Exhibition views
Exhibited artworks



![Peinture de feu sans titre (F27I), [1961] Peinture de feu sans titre (F27I), [1961]](https://www.tornabuoniart.com/wp-content/uploads/2022/04/klein-F027-I-scaled-619x1166.jpeg)
Fire, for me, is the future without forgetting the past. It is the memory of nature. […] It is a protective and terrible god, good and bad. It can contradict itself; it is therefore one of the principles of universal explanation. We may have not noticed enough that fire is a social being rather than a natural being, and, in order to see the merits of this observation, there is no need to develop considerations on the role of fire in primitive societies nor to insist on the technical difficulties of maintaining the fire.
Yves Klein, L’évolution de l’art vers l’immatériel, conference at the Sorbonne, 3rd and 5th June
Yves Klein, the artist who opens this exhibition, was attracted to the dialectical aspect of fire, a symbol of both good and evil, destruction and regeneration and life and death. “Fire for me is the future without forgetting the past. It is the memory of nature. It is gentleness. ‘It is gentleness and torture’. It is heath and it is apocalypse. It is a pleasure for the child sitting prudently by the fireplace; yet it punishes any disobedience when he wishes to play too close to its flames. It is well-being and it is respect. It is a tutelary and terrible god, both good and bad.”

Yves Klein was born on April 28, 1928 in Nice to parents who were both artists (his father, Fred Klein, was a figurative painter, his mother, Marie Raymond, an abstract painter). Before embarking on an artistic career, Yves Klein first took up judo in 1947. In 1952, he went to Japan to perfect his skills and became a black belt, fourth dan.
In 1955, Klein exhibited monochromes of different colors at the Club des solitaires in Paris under the title Yves, peintures [Yves, Paintings]. Klein became famous under the name “Yves le Monochrome”.
In the autumn of 1956, he began his “blue period” by selecting an already existing, nextremely saturated ultramarine blue, which, according to Klein, was “the most perfect expression of blue”.
But blue monochromes are only one aspect of his work, which unfolds through different techniques. In his Peintures de feu [Fire Paintings], as in the Cosmogonies (prints of rain and wind), the artist summons the elements of nature to manifest their creative force. The
first one was executed in 1957 in Colette Allendy Gallery’s garden in Paris, on the opening day of Monochrome Propositions. The Sculptures Éponge [Sponge Sculptures] are conceived as portraits of visitors who become impregnated with the painting, illustrating the idea of transmission of an artistic sensibility. Gold is also a favorite element for the artist, who uses it as a passage to the absolute.

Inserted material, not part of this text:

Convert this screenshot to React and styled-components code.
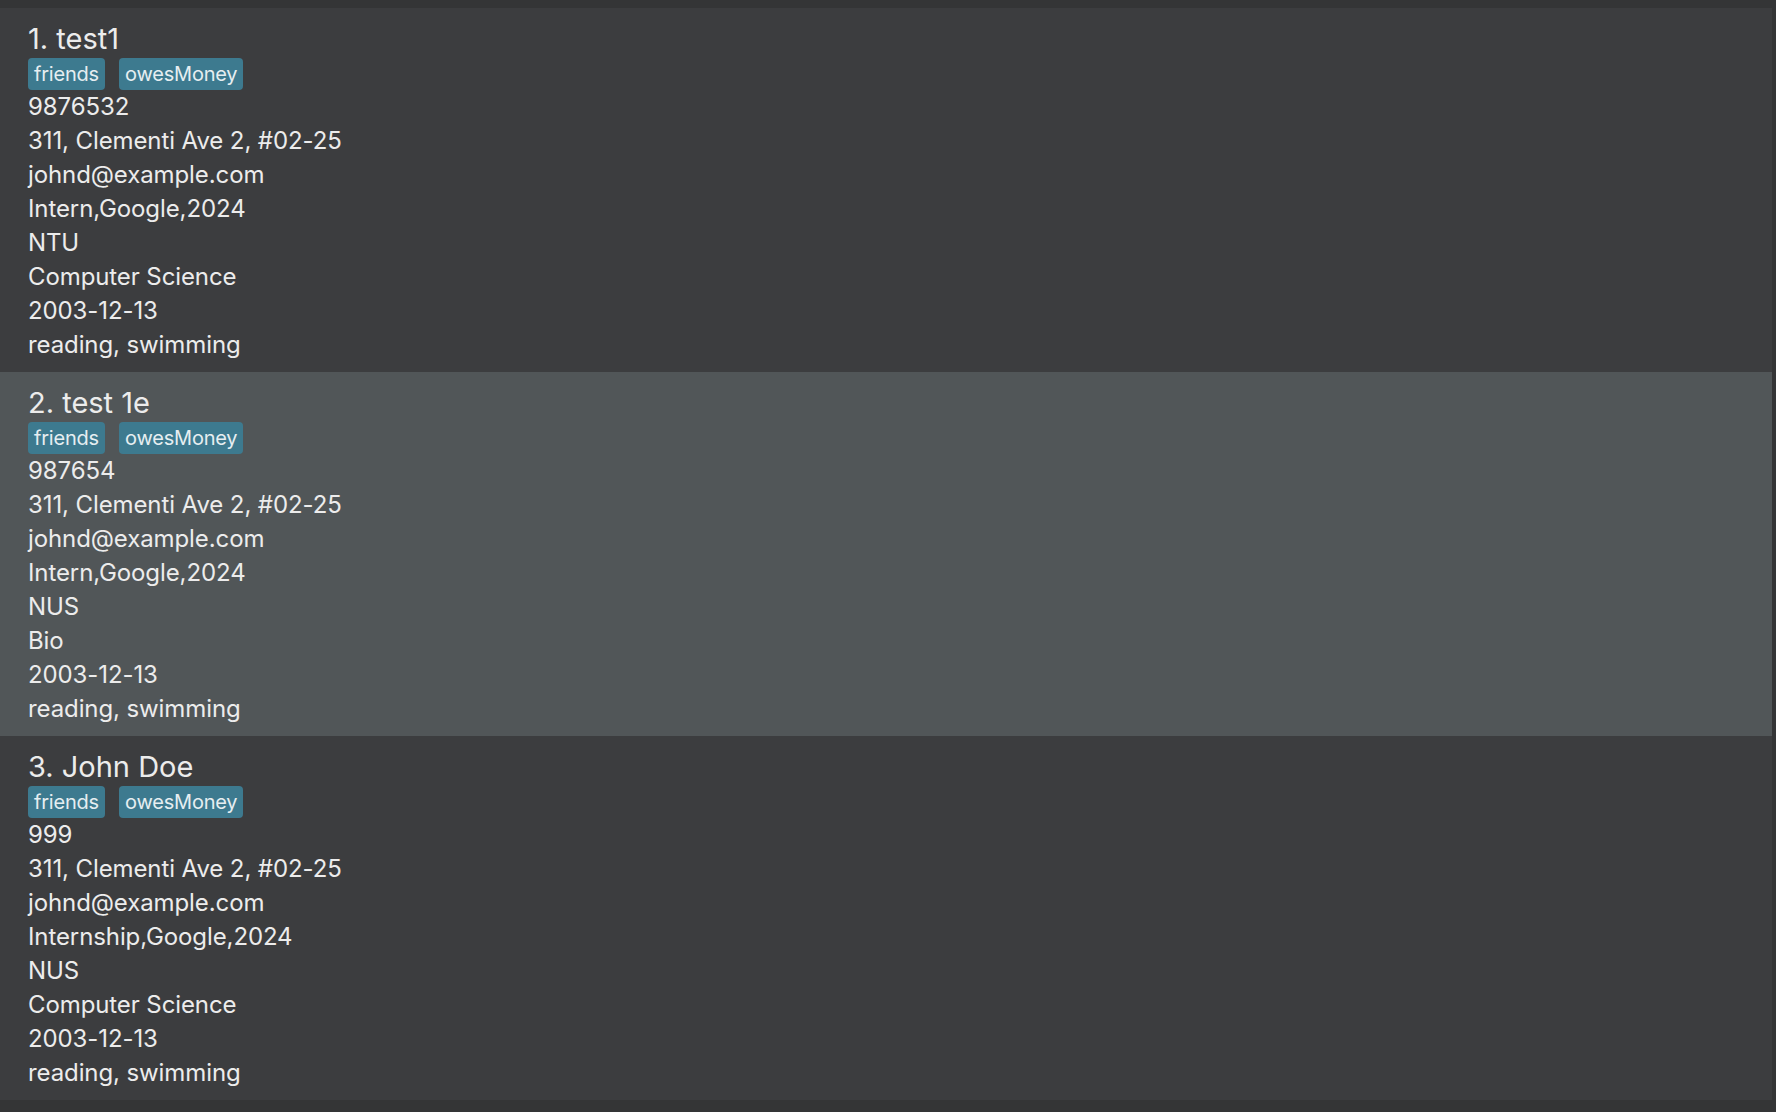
import React from "react";
import styled, {createGlobalStyle} from "styled-components";

const GlobalStyle = createGlobalStyle`
    html, body {
        margin: 0;
        padding: 0;
        background: #343536;
    }
    body {
        font-family: Inter, "Noto Sans", sans-serif;
        -webkit-font-smoothing: antialiased;
    }
`;

const persons = [
    {
        name: "test1",
        tags: ["friends", "owesMoney"],
        fields: ["9876532", "311, Clementi Ave 2, #02-25", "johnd@example.com", "Intern,Google,2024", "NTU", "Computer Science", "2003-12-13", "reading, swimming"],
    },
    {
        name: "test 1e",
        tags: ["friends", "owesMoney"],
        fields: ["987654", "311, Clementi Ave 2, #02-25", "johnd@example.com", "Intern,Google,2024", "NUS", "Bio", "2003-12-13", "reading, swimming"],
    },
    {
        name: "John Doe",
        tags: ["friends", "owesMoney"],
        fields: ["999", "311, Clementi Ave 2, #02-25", "johnd@example.com", "Internship,Google,2024", "NUS", "Computer Science", "2003-12-13", "reading, swimming"],
    },
];

const Page_SC = styled.div`
    width: 1776px;
    height: 1112px;
    box-sizing: border-box;
    padding: 8px 4px 12px 0;
    background: #343536;
    overflow: hidden;
`;

const List_SC = styled.div`
    display: flex;
    flex-direction: column;
`;

const Card_SC = styled.div`
    height: 364px;
    box-sizing: border-box;
    padding: 12px 28px 10px;
    background: ${props => props.selected ? "#515658" : "#3c3d3f"};
    display: flex;
    flex-direction: column;
    color: #ececec;
`;

const Name_SC = styled.div`
    font-size: 29px;
    line-height: 38px;
    height: 38px;
    letter-spacing: 0;
`;

const Tags_SC = styled.div`
    display: flex;
    gap: 14px;
    height: 32px;
`;

const Tag_SC = styled.span`
    background: #3d7a8f;
    color: #e6eef1;
    border-radius: 4px;
    padding: 0 6px;
    font-size: 20px;
    line-height: 32px;
    letter-spacing: -0.2px;
`;

const Field_SC = styled.div`
    font-size: 24px;
    line-height: 34px;
    height: 34px;
    letter-spacing: -0.1px;
`;

const PersonCard = ({index, person, selected}) => (
    <Card_SC selected={selected}>
        <Name_SC>{index}. {person.name}</Name_SC>
        <Tags_SC>
            {person.tags.map(t => <Tag_SC key={t}>{t}</Tag_SC>)}
        </Tags_SC>
        {person.fields.map((f, i) => <Field_SC key={i}>{f}</Field_SC>)}
    </Card_SC>
);

const App = () => (
    <>
        <GlobalStyle />
        <Page_SC>
            <List_SC>
                {persons.map((p, i) => (
                    <PersonCard key={i} index={i + 1} person={p} selected={i === 1} />
                ))}
            </List_SC>
        </Page_SC>
    </>
);

export default App;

The exhibition La spécialisation de la sensibilité à l’état de matière première en sensibilité picturale stabilisée at the Galerie Iris Clert in 1958 (during which he completely emptied the Parisian gallery) as well as the sales of Zone de Sensibilité Picturale Immatérielle [Zone of Immaterial Pictorial Sensibility] (in exchange for payment in small gold bars, half of which were then thrown into the Seine) opened his art to the Immaterial.
In the continuity of his research on the fundamental elements (air, water, fire) Yves Klein defined an “architecture of air” and exposed its principles in June 1959 during a conference at the Sorbonne.

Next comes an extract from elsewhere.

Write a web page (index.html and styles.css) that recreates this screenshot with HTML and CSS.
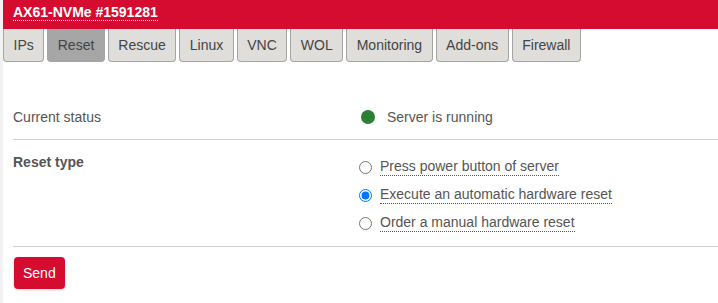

He was also one of the precursors of happening with the realization of his anthropometries in public, or the Saut dans le vide [Leap into the Void].
In a monographic exhibition at the Krefeld Museum in 1961, he showed more of his experiments with fire as a figurative element, which later that year he used as medium against a swedish cardboard canvas at the Centre d’essai de Gaz de France.
On January 21, 1962, Yves Klein married Rotraut Uecker, a young artist. He died a few months later, at the age of 34, leaving behind an immense, audacious and infinite body of work that continues to inspire new generations of artists and enthusiasts of our time.